Como regio adoptado -kilómetros más, kilómetros menos- me he dado a la tarea de hacer lo que ya muy pocos hacemos.
He decidido buscar entre el polvo -a costa de mis alergias-, entre la suciedad, entre la herrumbre de todo lo que antes fue; y he llegado a la conclusión de que no hay conclusión.

A veces me gusta llorar por Monterrey, otras más por San Nicolás.
Las dos, en estricto sentido simplista, son 'mi ciudad', y a veces, no pocas, me siento aún a llorar su desgracia.

A veces cuando lloro pienso; a veces cuando pienso busco; a veces cuando busco encuentro.
A veces, muy pocas veces, me decido a realmente hacer algo más que llorar.

La Sultana del Norte no gobierna, su corona ha sido robada.
La Capital del Noreste no observa, sólo se sienta a esperar.
La Ciudad Industrial por excelencia se embriaga todas las noches y todo el día, sale poco y se pega de balazos cuando lo hace; el ruido de las máquinas es un efímero transitar de motores y personas automatizadas.
Y los que estamos aquí, los que orgullosamente portamos el nombre de Regios, la miramos con desdicha, con poca esperanza y, aún los menos, con nostalgia.

En los ojos nublados de un abuelo que se mece tranquilamente en el patio de su casa se refleja el polvo viejo, el levantado por los pies de los hombres trabajadores, por el rugido del tren matutino; en las manos de la noble vejez de mi ciudad se tejen con hilos de melancolía las historias de antiguos generales, de hazañas inolvidables, de pequeños gigantes y demás objetos de acero forjados en la cálida piedra que era esta mi ciudad.

Los que paseamos tranquilamente por las calles no podemos ver más allá del legado pasado, parecemos atrapados entre las montañas, hemos realmente olvidado cómo amar, cómo sentir, cómo ser siempre uno con cada valle que el viento surca.
La gris muralla que nos vigila sólo enmudece ante nosotros.
Y nosotros, mudos en nuestros gritos, no parecemos hacer más que complementarle.

Y luego viene el ruido seco como los ríos, profundo como las minas.
Y más allá del acero y el polvo brilla una estela frívola que asoma entre los picos viejos de un cerro cansado.
Y luego de nuevo lloro, porque los pies no reconocen esta tierra.

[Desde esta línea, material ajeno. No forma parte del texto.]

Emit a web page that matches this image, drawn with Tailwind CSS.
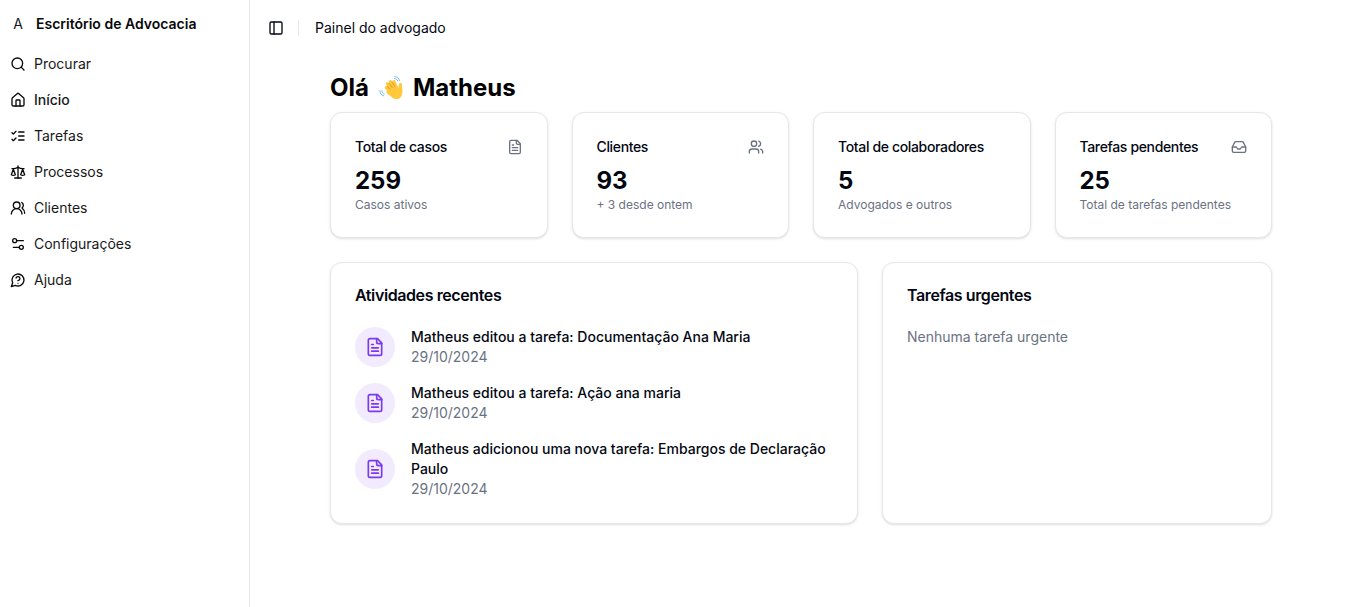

A veces me gusta llorar por la ciudad.
A veces simplemente lloro por la desdicha.
A veces agonizantemente lloro por la desgracia.
A veces, entre la muerte y la venganza, entre el metal ardiente y la tierra que se mece, entre los vidrios que chocan, entre los ruidos que no hablan pero que comprendo, lloro.

Y otras veces más sonrío.

1 comentario:

  1. Simplemente estremecedor, por que tu situación es parecida a la de muchos, yo siento empatía contigo, yo vivo en carne propia lo de ser un regio por adopción.